→ **DATA SECTION**:
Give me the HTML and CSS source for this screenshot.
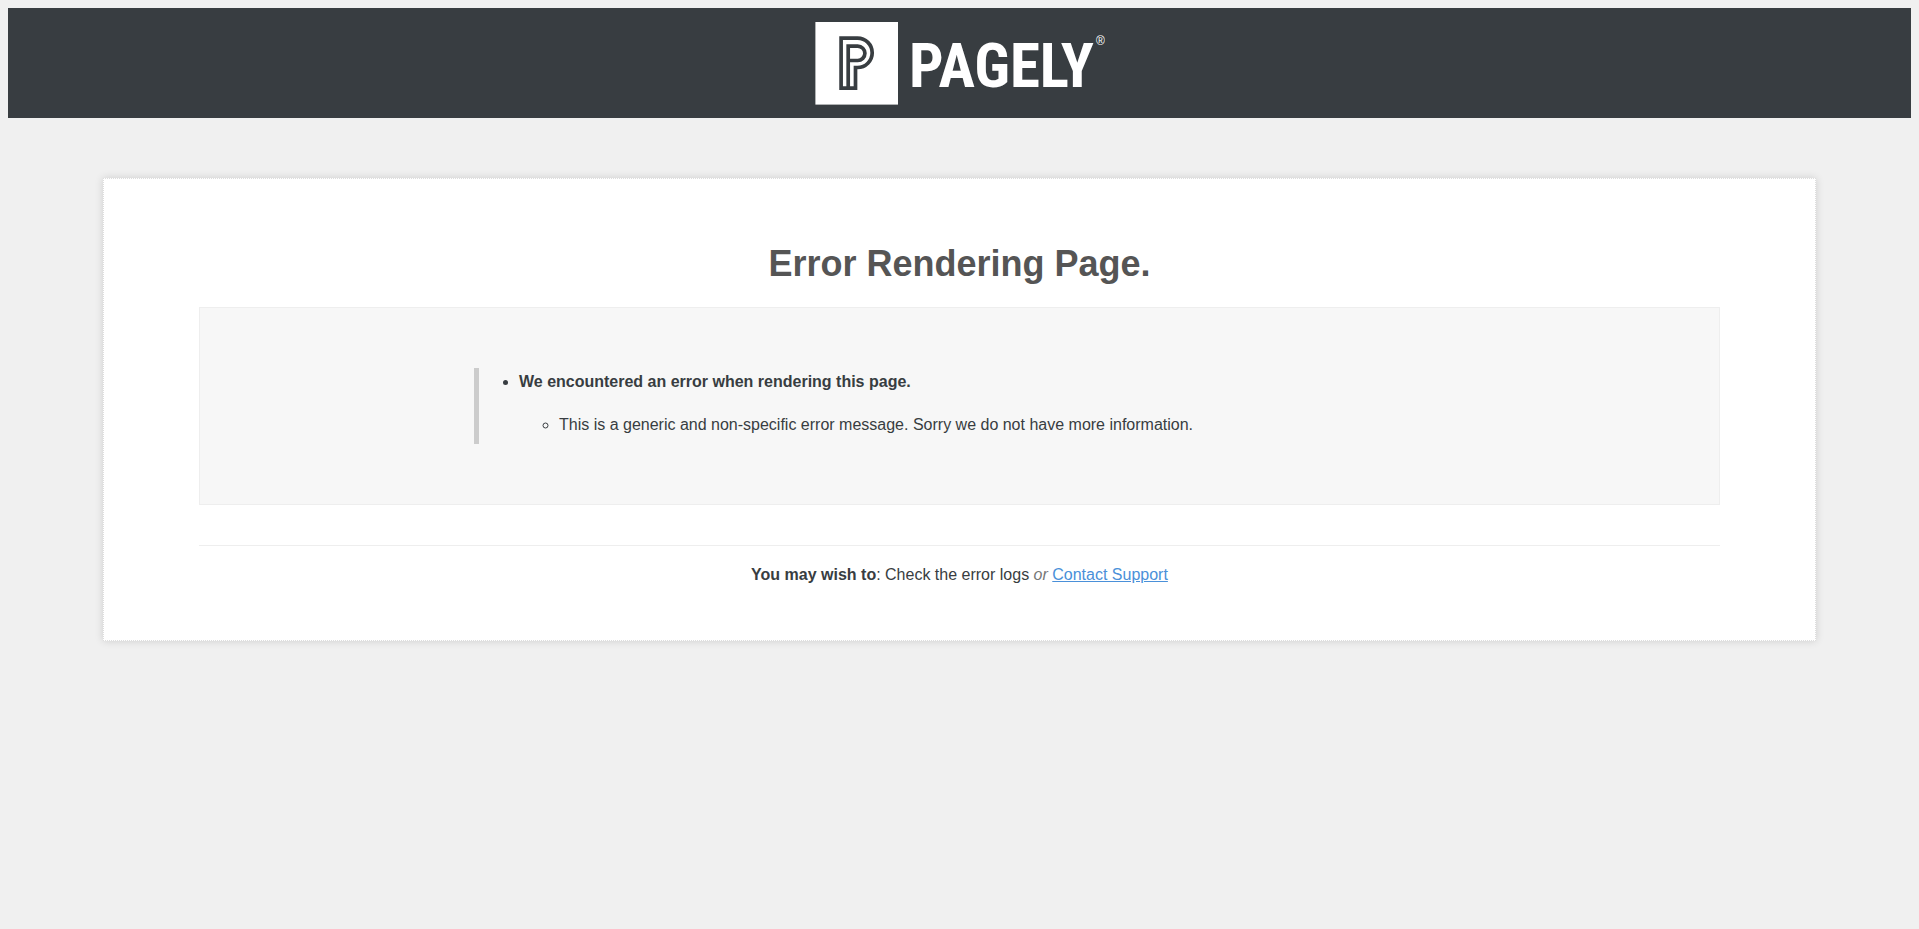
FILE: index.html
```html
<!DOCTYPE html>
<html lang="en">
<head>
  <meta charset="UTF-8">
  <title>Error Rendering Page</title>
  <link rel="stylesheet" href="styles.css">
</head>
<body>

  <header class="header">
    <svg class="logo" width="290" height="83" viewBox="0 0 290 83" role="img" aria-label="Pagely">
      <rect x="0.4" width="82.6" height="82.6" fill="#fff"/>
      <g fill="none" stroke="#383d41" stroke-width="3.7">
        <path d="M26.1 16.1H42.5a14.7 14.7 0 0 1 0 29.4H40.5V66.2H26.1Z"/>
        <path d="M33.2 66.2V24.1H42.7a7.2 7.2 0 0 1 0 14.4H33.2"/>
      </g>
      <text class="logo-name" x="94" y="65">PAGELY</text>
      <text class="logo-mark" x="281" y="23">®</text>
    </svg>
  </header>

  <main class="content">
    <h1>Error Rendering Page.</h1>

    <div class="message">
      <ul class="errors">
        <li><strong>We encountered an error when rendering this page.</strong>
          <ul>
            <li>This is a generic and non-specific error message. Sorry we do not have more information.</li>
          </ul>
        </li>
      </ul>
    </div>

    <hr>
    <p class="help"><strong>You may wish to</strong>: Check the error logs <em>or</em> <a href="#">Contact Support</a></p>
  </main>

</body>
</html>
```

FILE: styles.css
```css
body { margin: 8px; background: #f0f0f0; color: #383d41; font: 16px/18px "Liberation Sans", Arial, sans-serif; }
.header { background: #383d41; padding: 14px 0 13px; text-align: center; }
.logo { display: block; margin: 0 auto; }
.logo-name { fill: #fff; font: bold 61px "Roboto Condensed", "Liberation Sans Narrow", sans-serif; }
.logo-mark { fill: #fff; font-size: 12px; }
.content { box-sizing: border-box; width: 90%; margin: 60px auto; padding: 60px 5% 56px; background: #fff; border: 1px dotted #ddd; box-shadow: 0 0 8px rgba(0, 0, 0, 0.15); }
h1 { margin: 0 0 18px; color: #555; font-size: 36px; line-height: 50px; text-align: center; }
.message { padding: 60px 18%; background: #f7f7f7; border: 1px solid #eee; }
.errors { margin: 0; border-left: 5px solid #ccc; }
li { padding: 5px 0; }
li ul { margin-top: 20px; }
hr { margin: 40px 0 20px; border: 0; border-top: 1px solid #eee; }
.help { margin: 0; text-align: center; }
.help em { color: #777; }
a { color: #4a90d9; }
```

→ **TASK DETAILS**: Word for word, quote the full listing, omitting every picture.

→ **REPLY TO THE TASK**:
Give me the HTML and CSS source for this screenshot.
FILE: index.html
```html
<!DOCTYPE html>
<html lang="en">
<head>
  <meta charset="UTF-8">
  <title>Error Rendering Page</title>
  <link rel="stylesheet" href="styles.css">
</head>
<body>

  <header class="header">
    <svg class="logo" width="290" height="83" viewBox="0 0 290 83" role="img" aria-label="Pagely">
      <rect x="0.4" width="82.6" height="82.6" fill="#fff"/>
      <g fill="none" stroke="#383d41" stroke-width="3.7">
        <path d="M26.1 16.1H42.5a14.7 14.7 0 0 1 0 29.4H40.5V66.2H26.1Z"/>
        <path d="M33.2 66.2V24.1H42.7a7.2 7.2 0 0 1 0 14.4H33.2"/>
      </g>
      <text class="logo-name" x="94" y="65">PAGELY</text>
      <text class="logo-mark" x="281" y="23">®</text>
    </svg>
  </header>

  <main class="content">
    <h1>Error Rendering Page.</h1>

    <div class="message">
      <ul class="errors">
        <li><strong>We encountered an error when rendering this page.</strong>
          <ul>
            <li>This is a generic and non-specific error message. Sorry we do not have more information.</li>
          </ul>
        </li>
      </ul>
    </div>

    <hr>
    <p class="help"><strong>You may wish to</strong>: Check the error logs <em>or</em> <a href="#">Contact Support</a></p>
  </main>

</body>
</html>
```

FILE: styles.css
```css
body { margin: 8px; background: #f0f0f0; color: #383d41; font: 16px/18px "Liberation Sans", Arial, sans-serif; }
.header { background: #383d41; padding: 14px 0 13px; text-align: center; }
.logo { display: block; margin: 0 auto; }
.logo-name { fill: #fff; font: bold 61px "Roboto Condensed", "Liberation Sans Narrow", sans-serif; }
.logo-mark { fill: #fff; font-size: 12px; }
.content { box-sizing: border-box; width: 90%; margin: 60px auto; padding: 60px 5% 56px; background: #fff; border: 1px dotted #ddd; box-shadow: 0 0 8px rgba(0, 0, 0, 0.15); }
h1 { margin: 0 0 18px; color: #555; font-size: 36px; line-height: 50px; text-align: center; }
.message { padding: 60px 18%; background: #f7f7f7; border: 1px solid #eee; }
.errors { margin: 0; border-left: 5px solid #ccc; }
li { padding: 5px 0; }
li ul { margin-top: 20px; }
hr { margin: 40px 0 20px; border: 0; border-top: 1px solid #eee; }
.help { margin: 0; text-align: center; }
.help em { color: #777; }
a { color: #4a90d9; }
```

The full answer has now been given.